## Start
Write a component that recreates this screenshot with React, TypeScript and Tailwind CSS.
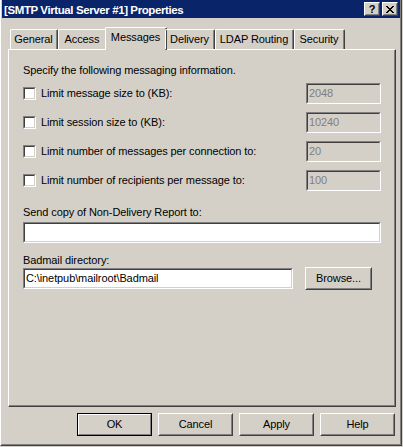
import type { ReactNode } from 'react'

type Tab = { label: string; width: string; selected?: boolean }

const tabs: Tab[] = [
  { label: 'General', width: 'w-[48px]' },
  { label: 'Access', width: 'w-[49px]' },
  { label: 'Messages', width: 'w-[62px]', selected: true },
  { label: 'Delivery', width: 'w-[50px]' },
  { label: 'LDAP Routing', width: 'w-[79px]' },
  { label: 'Security', width: 'w-[51px]' },
]

const limits = [
  { label: 'Limit message size to (KB):', value: '2048' },
  { label: 'Limit session size to (KB):', value: '10240' },
  { label: 'Limit number of messages per connection to:', value: '20' },
  { label: 'Limit number of recipients per message to:', value: '100' },
]

// classic 3d bevels
function Raised({ className = '', isDefault = false, children }: { className?: string; isDefault?: boolean; children?: ReactNode }) {
  if (isDefault) {
    return (
      <div className={`border border-black ${className}`}>
        <div className="h-full border border-t-white border-l-white border-r-[#808080] border-b-[#808080] flex items-center justify-center">
          {children}
        </div>
      </div>
    )
  }
  return (
    <div className={`border border-t-white border-l-white border-r-[#404040] border-b-[#404040] ${className}`}>
      <div className="h-full border border-t-[#D4D0C8] border-l-[#D4D0C8] border-r-[#808080] border-b-[#808080] flex items-center justify-center">
        {children}
      </div>
    </div>
  )
}

function Sunken({ className = '', inner = '', children }: { className?: string; inner?: string; children?: ReactNode }) {
  return (
    <div className={`border border-t-[#808080] border-l-[#808080] border-r-white border-b-white ${className}`}>
      <div className={`h-full border border-t-[#404040] border-l-[#404040] border-r-[#D4D0C8] border-b-[#D4D0C8] ${inner}`}>
        {children}
      </div>
    </div>
  )
}

function CloseGlyph() {
  const px = [
    [0, 0], [1, 0], [6, 0], [7, 0],
    [1, 1], [2, 1], [5, 1], [6, 1],
    [2, 2], [3, 2], [4, 2], [5, 2],
    [3, 3], [4, 3],
    [2, 4], [3, 4], [4, 4], [5, 4],
    [1, 5], [2, 5], [5, 5], [6, 5],
    [0, 6], [1, 6], [6, 6], [7, 6],
  ]
  return (
    <svg width="8" height="7" viewBox="0 0 8 7" shapeRendering="crispEdges">
      {px.map(([x, y]) => <rect key={`${x}-${y}`} x={x} y={y} width="1" height="1" fill="#000" />)}
    </svg>
  )
}

export default function App() {
  return (
    <div className="w-[403px] h-[447px] bg-[#D4D0C8] text-black text-[11px] leading-[13px] tracking-[-0.1px] font-['Liberation_Sans',Arial,sans-serif] select-none">
      <div className="w-[402px] h-[446px] border-l border-l-white border-r border-r-[#404040] border-b border-b-[#404040]">
        <div className="h-full flex flex-col border-l border-l-[#D4D0C8] border-r border-r-[#808080] border-b border-b-[#808080]">
          {/* title bar */}
          <div className="h-[18px] bg-[#0A246A] flex items-center justify-between pl-[2px] pr-[2px]">
            <span className="text-white font-bold text-[11.5px] tracking-[-0.4px] pt-[2px] whitespace-nowrap">[SMTP Virtual Server #1] Properties</span>
            <div className="flex gap-[2px]">
              <Raised className="w-[16px] h-[14px] bg-[#D4D0C8]">
                <span className="font-bold text-[11px] leading-[11px]">?</span>
              </Raised>
              <Raised className="w-[16px] h-[14px] bg-[#D4D0C8]">
                <CloseGlyph />
              </Raised>
            </div>
          </div>

          <div className="flex flex-col pl-[6px] pr-[4px] pt-[9px]">
            {/* tabs */}
            <div className="relative z-10 flex items-start h-[22px] pl-[2px]">
              {tabs.map(t =>
                t.selected ? (
                  <div
                    key={t.label}
                    className={`${t.width} -mx-[2px] h-[23px] bg-[#D4D0C8] border-t border-l border-white border-r border-r-[#404040] rounded-tl-[2px] rounded-tr-[2px]`}
                  >
                    <div className="h-full border-r border-r-[#808080] pt-[3px] text-center whitespace-nowrap">{t.label}</div>
                  </div>
                ) : (
                  <div
                    key={t.label}
                    className={`${t.width} mt-[2px] h-[20px] border-t border-l border-white border-r border-r-[#404040] rounded-tl-[2px] rounded-tr-[2px]`}
                  >
                    <div className="h-full border-r border-r-[#808080] pt-[3px] text-center whitespace-nowrap">{t.label}</div>
                  </div>
                )
              )}
            </div>

            {/* tab panel */}
            <div className="h-[358px] border-t border-l border-white border-r border-b border-r-[#404040] border-b-[#404040]">
              <div className="h-full flex flex-col border-r border-b border-[#808080] pl-[14px] pr-[13px] pt-[14px]">
                <div className="whitespace-nowrap">Specify the following messaging information.</div>

                <div className="mt-[6px] flex flex-col gap-[8px]">
                  {limits.map(l => (
                    <div key={l.label} className="h-[21px] flex items-center justify-between">
                      <div className="flex items-center gap-[5px]">
                        <Sunken className="w-[13px] h-[13px]" inner="bg-white" />
                        <span className="whitespace-nowrap">{l.label}</span>
                      </div>
                      <Sunken className="w-[75px] h-[21px]" inner="bg-[#D4D0C8] text-[#808080] pl-[1px] flex items-center">
                        {l.value}
                      </Sunken>
                    </div>
                  ))}
                </div>

                <div className="mt-[15px] whitespace-nowrap">Send copy of Non-Delivery Report to:</div>
                <Sunken className="mt-[3px] h-[21px]" inner="bg-white" />

                <div className="mt-[11px] whitespace-nowrap">Badmail directory:</div>
                <div className="h-[23px] flex items-center gap-[12px]">
                  <Sunken className="w-[270px] h-[21px]" inner="bg-white pl-[1px] flex items-center">
                    <span className="whitespace-nowrap">{'C:\\inetpub\\mailroot\\Badmail'}</span>
                  </Sunken>
                  <Raised className="w-[67px] h-[23px]">Browse...</Raised>
                </div>
              </div>
            </div>

            {/* dialog buttons */}
            <div className="mt-[6px] h-[23px] flex justify-end gap-[6px] pr-[1px]">
              <Raised isDefault className="w-[75px] h-[23px]">OK</Raised>
              <Raised className="w-[75px] h-[23px]">Cancel</Raised>
              <Raised className="w-[75px] h-[23px]">Apply</Raised>
              <Raised className="w-[75px] h-[23px]">Help</Raised>
            </div>
          </div>
        </div>
      </div>
    </div>
  )
}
## End
Output a faithful copy of the data, with each picture left out.

*The reply*
Write a component that recreates this screenshot with React, TypeScript and Tailwind CSS.
import type { ReactNode } from 'react'

type Tab = { label: string; width: string; selected?: boolean }

const tabs: Tab[] = [
  { label: 'General', width: 'w-[48px]' },
  { label: 'Access', width: 'w-[49px]' },
  { label: 'Messages', width: 'w-[62px]', selected: true },
  { label: 'Delivery', width: 'w-[50px]' },
  { label: 'LDAP Routing', width: 'w-[79px]' },
  { label: 'Security', width: 'w-[51px]' },
]

const limits = [
  { label: 'Limit message size to (KB):', value: '2048' },
  { label: 'Limit session size to (KB):', value: '10240' },
  { label: 'Limit number of messages per connection to:', value: '20' },
  { label: 'Limit number of recipients per message to:', value: '100' },
]

// classic 3d bevels
function Raised({ className = '', isDefault = false, children }: { className?: string; isDefault?: boolean; children?: ReactNode }) {
  if (isDefault) {
    return (
      <div className={`border border-black ${className}`}>
        <div className="h-full border border-t-white border-l-white border-r-[#808080] border-b-[#808080] flex items-center justify-center">
          {children}
        </div>
      </div>
    )
  }
  return (
    <div className={`border border-t-white border-l-white border-r-[#404040] border-b-[#404040] ${className}`}>
      <div className="h-full border border-t-[#D4D0C8] border-l-[#D4D0C8] border-r-[#808080] border-b-[#808080] flex items-center justify-center">
        {children}
      </div>
    </div>
  )
}

function Sunken({ className = '', inner = '', children }: { className?: string; inner?: string; children?: ReactNode }) {
  return (
    <div className={`border border-t-[#808080] border-l-[#808080] border-r-white border-b-white ${className}`}>
      <div className={`h-full border border-t-[#404040] border-l-[#404040] border-r-[#D4D0C8] border-b-[#D4D0C8] ${inner}`}>
        {children}
      </div>
    </div>
  )
}

function CloseGlyph() {
  const px = [
    [0, 0], [1, 0], [6, 0], [7, 0],
    [1, 1], [2, 1], [5, 1], [6, 1],
    [2, 2], [3, 2], [4, 2], [5, 2],
    [3, 3], [4, 3],
    [2, 4], [3, 4], [4, 4], [5, 4],
    [1, 5], [2, 5], [5, 5], [6, 5],
    [0, 6], [1, 6], [6, 6], [7, 6],
  ]
  return (
    <svg width="8" height="7" viewBox="0 0 8 7" shapeRendering="crispEdges">
      {px.map(([x, y]) => <rect key={`${x}-${y}`} x={x} y={y} width="1" height="1" fill="#000" />)}
    </svg>
  )
}

export default function App() {
  return (
    <div className="w-[403px] h-[447px] bg-[#D4D0C8] text-black text-[11px] leading-[13px] tracking-[-0.1px] font-['Liberation_Sans',Arial,sans-serif] select-none">
      <div className="w-[402px] h-[446px] border-l border-l-white border-r border-r-[#404040] border-b border-b-[#404040]">
        <div className="h-full flex flex-col border-l border-l-[#D4D0C8] border-r border-r-[#808080] border-b border-b-[#808080]">
          {/* title bar */}
          <div className="h-[18px] bg-[#0A246A] flex items-center justify-between pl-[2px] pr-[2px]">
            <span className="text-white font-bold text-[11.5px] tracking-[-0.4px] pt-[2px] whitespace-nowrap">[SMTP Virtual Server #1] Properties</span>
            <div className="flex gap-[2px]">
              <Raised className="w-[16px] h-[14px] bg-[#D4D0C8]">
                <span className="font-bold text-[11px] leading-[11px]">?</span>
              </Raised>
              <Raised className="w-[16px] h-[14px] bg-[#D4D0C8]">
                <CloseGlyph />
              </Raised>
            </div>
          </div>

          <div className="flex flex-col pl-[6px] pr-[4px] pt-[9px]">
            {/* tabs */}
            <div className="relative z-10 flex items-start h-[22px] pl-[2px]">
              {tabs.map(t =>
                t.selected ? (
                  <div
                    key={t.label}
                    className={`${t.width} -mx-[2px] h-[23px] bg-[#D4D0C8] border-t border-l border-white border-r border-r-[#404040] rounded-tl-[2px] rounded-tr-[2px]`}
                  >
                    <div className="h-full border-r border-r-[#808080] pt-[3px] text-center whitespace-nowrap">{t.label}</div>
                  </div>
                ) : (
                  <div
                    key={t.label}
                    className={`${t.width} mt-[2px] h-[20px] border-t border-l border-white border-r border-r-[#404040] rounded-tl-[2px] rounded-tr-[2px]`}
                  >
                    <div className="h-full border-r border-r-[#808080] pt-[3px] text-center whitespace-nowrap">{t.label}</div>
                  </div>
                )
              )}
            </div>

            {/* tab panel */}
            <div className="h-[358px] border-t border-l border-white border-r border-b border-r-[#404040] border-b-[#404040]">
              <div className="h-full flex flex-col border-r border-b border-[#808080] pl-[14px] pr-[13px] pt-[14px]">
                <div className="whitespace-nowrap">Specify the following messaging information.</div>

                <div className="mt-[6px] flex flex-col gap-[8px]">
                  {limits.map(l => (
                    <div key={l.label} className="h-[21px] flex items-center justify-between">
                      <div className="flex items-center gap-[5px]">
                        <Sunken className="w-[13px] h-[13px]" inner="bg-white" />
                        <span className="whitespace-nowrap">{l.label}</span>
                      </div>
                      <Sunken className="w-[75px] h-[21px]" inner="bg-[#D4D0C8] text-[#808080] pl-[1px] flex items-center">
                        {l.value}
                      </Sunken>
                    </div>
                  ))}
                </div>

                <div className="mt-[15px] whitespace-nowrap">Send copy of Non-Delivery Report to:</div>
                <Sunken className="mt-[3px] h-[21px]" inner="bg-white" />

                <div className="mt-[11px] whitespace-nowrap">Badmail directory:</div>
                <div className="h-[23px] flex items-center gap-[12px]">
                  <Sunken className="w-[270px] h-[21px]" inner="bg-white pl-[1px] flex items-center">
                    <span className="whitespace-nowrap">{'C:\\inetpub\\mailroot\\Badmail'}</span>
                  </Sunken>
                  <Raised className="w-[67px] h-[23px]">Browse...</Raised>
                </div>
              </div>
            </div>

            {/* dialog buttons */}
            <div className="mt-[6px] h-[23px] flex justify-end gap-[6px] pr-[1px]">
              <Raised isDefault className="w-[75px] h-[23px]">OK</Raised>
              <Raised className="w-[75px] h-[23px]">Cancel</Raised>
              <Raised className="w-[75px] h-[23px]">Apply</Raised>
              <Raised className="w-[75px] h-[23px]">Help</Raised>
            </div>
          </div>
        </div>
      </div>
    </div>
  )
}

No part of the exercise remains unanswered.